Given material ::
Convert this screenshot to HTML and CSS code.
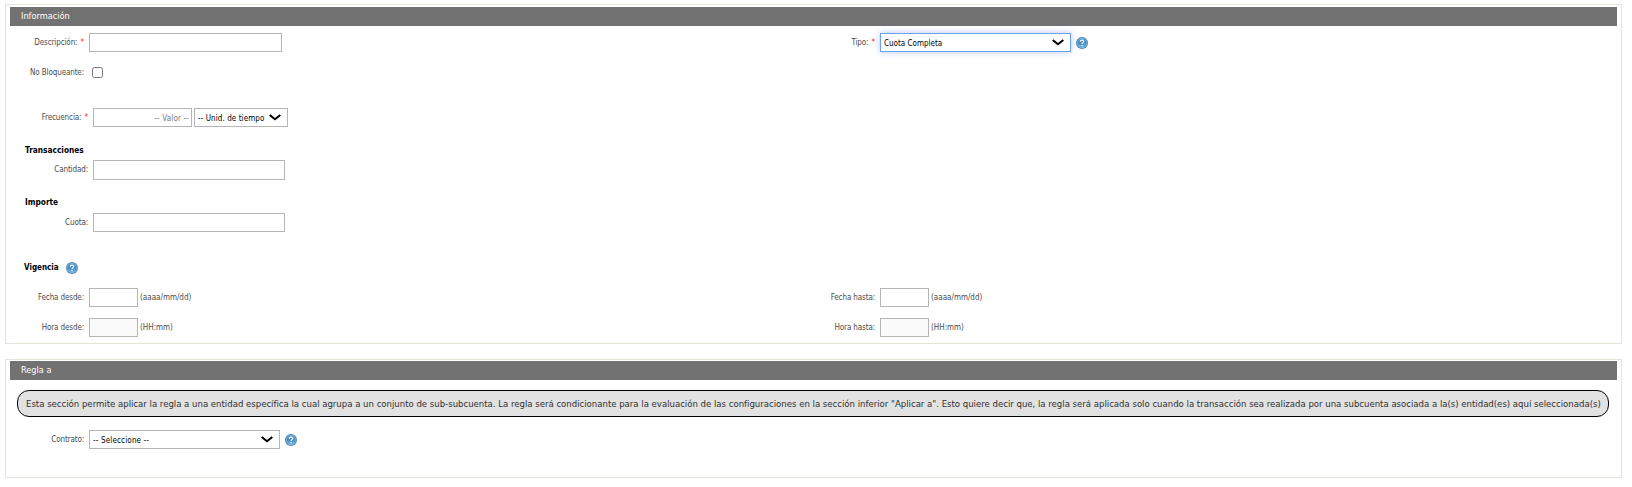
FILE: index.html
```
<!DOCTYPE html>
<html lang="es">
<head>
<meta charset="utf-8">
<title>Regla</title>
<link rel="stylesheet" href="styles.css">
</head>
<body>
<svg class="defs" aria-hidden="true">
  <defs>
    <linearGradient id="ball" x1="0" y1="0" x2="0" y2="1">
      <stop offset="0" stop-color="#5a9ac6"/>
      <stop offset=".5" stop-color="#4389c4"/>
      <stop offset="1" stop-color="#75bdeb"/>
    </linearGradient>
    <symbol id="help" viewBox="0 0 12 12">
      <circle cx="6" cy="6" r="6" fill="#4584b4"/>
      <circle cx="6" cy="6" r="4.8" fill="url(#ball)" stroke="#95c1df" stroke-width=".6"/>
      <path d="M4.3 4.7C4.3 2.7 7.7 2.7 7.7 4.6C7.7 5.7 6 5.7 6 7M6 8.1V9.2" fill="none" stroke="#f2f9ff" stroke-width="1.2"/>
    </symbol>
    <symbol id="arrow" viewBox="0 0 12 7">
      <path d="M.7 1L6 5.3L11.3 1" fill="none" stroke="#000" stroke-width="2"/>
    </symbol>
  </defs>
</svg>

<section class="panel panel-info">
  <h2 class="title">Información</h2>
  <div class="row row-first">
    <div class="field"><label class="label"><span>Descripción:</span><b class="req">*</b></label><input class="input wide" type="text"></div>
    <div class="field"><label class="label"><span>Tipo:</span><b class="req">*</b></label>
      <div class="select focused"><span>Cuota Completa</span><svg class="arrow"><use href="#arrow"/></svg></div>
      <svg class="help"><use href="#help"/></svg></div>
  </div>
  <div class="row row-check">
    <div class="field"><label class="label">No Bloqueante:</label><input class="check" type="checkbox"></div>
  </div>
  <div class="row row-freq">
    <div class="field inset"><label class="label"><span>Frecuencia:</span><b class="req">*</b></label>
      <input class="input value" type="text" placeholder="-- Valor --">
      <div class="select unit"><span>-- Unid. de tiempo</span><svg class="arrow"><use href="#arrow"/></svg></div></div>
  </div>
  <h3 class="subtitle sub-trans">Transacciones</h3>
  <div class="row">
    <div class="field inset"><label class="label">Cantidad:</label><input class="input amount tall" type="text"></div>
  </div>
  <h3 class="subtitle sub-importe">Importe</h3>
  <div class="row">
    <div class="field inset"><label class="label">Cuota:</label><input class="input amount" type="text"></div>
  </div>
  <h3 class="subtitle sub-vig">Vigencia <svg class="help"><use href="#help"/></svg></h3>
  <div class="row row-date">
    <div class="field"><label class="label">Fecha desde:</label><input class="input short" type="text"><span class="hint">(aaaa/mm/dd)</span></div>
    <div class="field"><label class="label">Fecha hasta:</label><input class="input short" type="text"><span class="hint">(aaaa/mm/dd)</span></div>
  </div>
  <div class="row row-time">
    <div class="field"><label class="label">Hora desde:</label><input class="input short" type="text" disabled><span class="hint">(HH:mm)</span></div>
    <div class="field"><label class="label">Hora hasta:</label><input class="input short" type="text" disabled><span class="hint">(HH:mm)</span></div>
  </div>
</section>

<section class="panel panel-rule">
  <h2 class="title">Regla a</h2>
  <p class="note">Esta sección permite aplicar la regla a una entidad específica la cual agrupa a un conjunto de sub-subcuenta. La regla será condicionante para la evaluación de las configuraciones en la sección inferior "Aplicar a". Esto quiere decir que, la regla será aplicada solo cuando la transacción sea realizada por una subcuenta asociada a la(s) entidad(es) aquí seleccionada(s)</p>
  <div class="row">
    <div class="field"><label class="label">Contrato:</label>
      <div class="select contract"><span>-- Seleccione --</span><svg class="arrow"><use href="#arrow"/></svg></div>
      <svg class="help"><use href="#help"/></svg></div>
  </div>
</section>
</body>
</html>
```
FILE: styles.css
```
* { box-sizing: border-box; }
body {
  margin: 0;
  padding: 4px 10px 0 5px;
  background: #fff;
  color: #4c4c4c;
  font: 8px/10px "DejaVu Sans Condensed", "DejaVu Sans", sans-serif;
}
.defs { display: block; width: 0; height: 0; }
.panel { border: 1px solid #e4e4da; }
.panel-info { height: 340px; padding: 2px 4px 0; }
.panel-rule { height: 119px; margin-top: 15px; padding: 1px 4px 0; }
.title {
  height: 19px;
  margin: 0;
  padding-left: 11px;
  background: #727272;
  color: #fff;
  font-size: 9.1px;
  font-weight: 400;
  line-height: 19px;
}
.row { display: grid; grid-template-columns: 791px 1fr; }
.row-first { margin-top: 7px; }
.row-check { margin-top: 15px; }
.row-freq { margin-top: 30px; }
.row-date { margin-top: 14px; }
.row-time { margin-top: 11px; }
.field { display: flex; align-items: center; }
.label {
  display: flex;
  justify-content: flex-end;
  gap: 3px;
  width: 74px;
  margin-right: 5px;
  white-space: nowrap;
  letter-spacing: -.12px;
}
.inset .label { width: 78px; }
.row-check .label { line-height: 11px; }
.req { color: #f22; font-weight: 400; letter-spacing: 0; }
.input {
  height: 19px;
  margin: 0;
  padding: 0 2px;
  border: 1px solid #b5b5b5;
  border-radius: 0;
  background: #fff;
  font: inherit;
}
.input:disabled { background: #fafafa; }
.input::placeholder { color: #757575; opacity: 1; }
.wide { width: 193px; }
.amount { width: 192px; }
.tall { height: 20px; }
.value { width: 99px; margin-right: 2px; padding-top: 2px; text-align: right; letter-spacing: .15px; }
.short { width: 49px; }
.hint { margin-left: 2px; }
.check { width: 11px; height: 11px; margin: 0 0 0 3px; }
.select {
  display: flex;
  align-items: center;
  justify-content: space-between;
  width: 191px;
  height: 19px;
  padding: 2px 6px 0 3px;
  border: 1px solid #b5b5b5;
  background: #fff;
  color: #000;
  white-space: nowrap;
}
.contract { letter-spacing: .15px; }
.unit { width: 94px; letter-spacing: .08px; }
.focused { border-color: #6f9fe6; box-shadow: 0 0 6px rgba(100, 150, 235, .5); }
.arrow { width: 12px; height: 7px; margin-top: -2px; }
.help { width: 12px; height: 12px; margin-left: 5px; }
.subtitle {
  display: flex;
  align-items: center;
  margin: 0 0 0 15px;
  color: #000;
  font-size: 8.25px;
  line-height: 10px;
}
.sub-trans { margin-top: 18px; margin-bottom: 5px; }
.sub-importe { margin-top: 17px; margin-bottom: 6px; }
.sub-vig { margin-top: 30px; margin-left: 14px; font-size: 8px; }
.sub-vig .help { margin-left: 7px; }
.note {
  height: 27px;
  margin: 10px 8px 13px 7px;
  padding-left: 8px;
  border: 1px solid #000;
  border-radius: 12px;
  background: #e2e2e2;
  color: #303030;
  font-size: 9.5px;
  line-height: 25px;
  letter-spacing: -.004px;
  white-space: nowrap;
}
```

Problem requirements :: Make an exact copy of the data above, pictures excluded.

Exercise solution ::
Convert this screenshot to HTML and CSS code.
FILE: index.html
```
<!DOCTYPE html>
<html lang="es">
<head>
<meta charset="utf-8">
<title>Regla</title>
<link rel="stylesheet" href="styles.css">
</head>
<body>
<svg class="defs" aria-hidden="true">
  <defs>
    <linearGradient id="ball" x1="0" y1="0" x2="0" y2="1">
      <stop offset="0" stop-color="#5a9ac6"/>
      <stop offset=".5" stop-color="#4389c4"/>
      <stop offset="1" stop-color="#75bdeb"/>
    </linearGradient>
    <symbol id="help" viewBox="0 0 12 12">
      <circle cx="6" cy="6" r="6" fill="#4584b4"/>
      <circle cx="6" cy="6" r="4.8" fill="url(#ball)" stroke="#95c1df" stroke-width=".6"/>
      <path d="M4.3 4.7C4.3 2.7 7.7 2.7 7.7 4.6C7.7 5.7 6 5.7 6 7M6 8.1V9.2" fill="none" stroke="#f2f9ff" stroke-width="1.2"/>
    </symbol>
    <symbol id="arrow" viewBox="0 0 12 7">
      <path d="M.7 1L6 5.3L11.3 1" fill="none" stroke="#000" stroke-width="2"/>
    </symbol>
  </defs>
</svg>

<section class="panel panel-info">
  <h2 class="title">Información</h2>
  <div class="row row-first">
    <div class="field"><label class="label"><span>Descripción:</span><b class="req">*</b></label><input class="input wide" type="text"></div>
    <div class="field"><label class="label"><span>Tipo:</span><b class="req">*</b></label>
      <div class="select focused"><span>Cuota Completa</span><svg class="arrow"><use href="#arrow"/></svg></div>
      <svg class="help"><use href="#help"/></svg></div>
  </div>
  <div class="row row-check">
    <div class="field"><label class="label">No Bloqueante:</label><input class="check" type="checkbox"></div>
  </div>
  <div class="row row-freq">
    <div class="field inset"><label class="label"><span>Frecuencia:</span><b class="req">*</b></label>
      <input class="input value" type="text" placeholder="-- Valor --">
      <div class="select unit"><span>-- Unid. de tiempo</span><svg class="arrow"><use href="#arrow"/></svg></div></div>
  </div>
  <h3 class="subtitle sub-trans">Transacciones</h3>
  <div class="row">
    <div class="field inset"><label class="label">Cantidad:</label><input class="input amount tall" type="text"></div>
  </div>
  <h3 class="subtitle sub-importe">Importe</h3>
  <div class="row">
    <div class="field inset"><label class="label">Cuota:</label><input class="input amount" type="text"></div>
  </div>
  <h3 class="subtitle sub-vig">Vigencia <svg class="help"><use href="#help"/></svg></h3>
  <div class="row row-date">
    <div class="field"><label class="label">Fecha desde:</label><input class="input short" type="text"><span class="hint">(aaaa/mm/dd)</span></div>
    <div class="field"><label class="label">Fecha hasta:</label><input class="input short" type="text"><span class="hint">(aaaa/mm/dd)</span></div>
  </div>
  <div class="row row-time">
    <div class="field"><label class="label">Hora desde:</label><input class="input short" type="text" disabled><span class="hint">(HH:mm)</span></div>
    <div class="field"><label class="label">Hora hasta:</label><input class="input short" type="text" disabled><span class="hint">(HH:mm)</span></div>
  </div>
</section>

<section class="panel panel-rule">
  <h2 class="title">Regla a</h2>
  <p class="note">Esta sección permite aplicar la regla a una entidad específica la cual agrupa a un conjunto de sub-subcuenta. La regla será condicionante para la evaluación de las configuraciones en la sección inferior "Aplicar a". Esto quiere decir que, la regla será aplicada solo cuando la transacción sea realizada por una subcuenta asociada a la(s) entidad(es) aquí seleccionada(s)</p>
  <div class="row">
    <div class="field"><label class="label">Contrato:</label>
      <div class="select contract"><span>-- Seleccione --</span><svg class="arrow"><use href="#arrow"/></svg></div>
      <svg class="help"><use href="#help"/></svg></div>
  </div>
</section>
</body>
</html>
```
FILE: styles.css
```
* { box-sizing: border-box; }
body {
  margin: 0;
  padding: 4px 10px 0 5px;
  background: #fff;
  color: #4c4c4c;
  font: 8px/10px "DejaVu Sans Condensed", "DejaVu Sans", sans-serif;
}
.defs { display: block; width: 0; height: 0; }
.panel { border: 1px solid #e4e4da; }
.panel-info { height: 340px; padding: 2px 4px 0; }
.panel-rule { height: 119px; margin-top: 15px; padding: 1px 4px 0; }
.title {
  height: 19px;
  margin: 0;
  padding-left: 11px;
  background: #727272;
  color: #fff;
  font-size: 9.1px;
  font-weight: 400;
  line-height: 19px;
}
.row { display: grid; grid-template-columns: 791px 1fr; }
.row-first { margin-top: 7px; }
.row-check { margin-top: 15px; }
.row-freq { margin-top: 30px; }
.row-date { margin-top: 14px; }
.row-time { margin-top: 11px; }
.field { display: flex; align-items: center; }
.label {
  display: flex;
  justify-content: flex-end;
  gap: 3px;
  width: 74px;
  margin-right: 5px;
  white-space: nowrap;
  letter-spacing: -.12px;
}
.inset .label { width: 78px; }
.row-check .label { line-height: 11px; }
.req { color: #f22; font-weight: 400; letter-spacing: 0; }
.input {
  height: 19px;
  margin: 0;
  padding: 0 2px;
  border: 1px solid #b5b5b5;
  border-radius: 0;
  background: #fff;
  font: inherit;
}
.input:disabled { background: #fafafa; }
.input::placeholder { color: #757575; opacity: 1; }
.wide { width: 193px; }
.amount { width: 192px; }
.tall { height: 20px; }
.value { width: 99px; margin-right: 2px; padding-top: 2px; text-align: right; letter-spacing: .15px; }
.short { width: 49px; }
.hint { margin-left: 2px; }
.check { width: 11px; height: 11px; margin: 0 0 0 3px; }
.select {
  display: flex;
  align-items: center;
  justify-content: space-between;
  width: 191px;
  height: 19px;
  padding: 2px 6px 0 3px;
  border: 1px solid #b5b5b5;
  background: #fff;
  color: #000;
  white-space: nowrap;
}
.contract { letter-spacing: .15px; }
.unit { width: 94px; letter-spacing: .08px; }
.focused { border-color: #6f9fe6; box-shadow: 0 0 6px rgba(100, 150, 235, .5); }
.arrow { width: 12px; height: 7px; margin-top: -2px; }
.help { width: 12px; height: 12px; margin-left: 5px; }
.subtitle {
  display: flex;
  align-items: center;
  margin: 0 0 0 15px;
  color: #000;
  font-size: 8.25px;
  line-height: 10px;
}
.sub-trans { margin-top: 18px; margin-bottom: 5px; }
.sub-importe { margin-top: 17px; margin-bottom: 6px; }
.sub-vig { margin-top: 30px; margin-left: 14px; font-size: 8px; }
.sub-vig .help { margin-left: 7px; }
.note {
  height: 27px;
  margin: 10px 8px 13px 7px;
  padding-left: 8px;
  border: 1px solid #000;
  border-radius: 12px;
  background: #e2e2e2;
  color: #303030;
  font-size: 9.5px;
  line-height: 25px;
  letter-spacing: -.004px;
  white-space: nowrap;
}
```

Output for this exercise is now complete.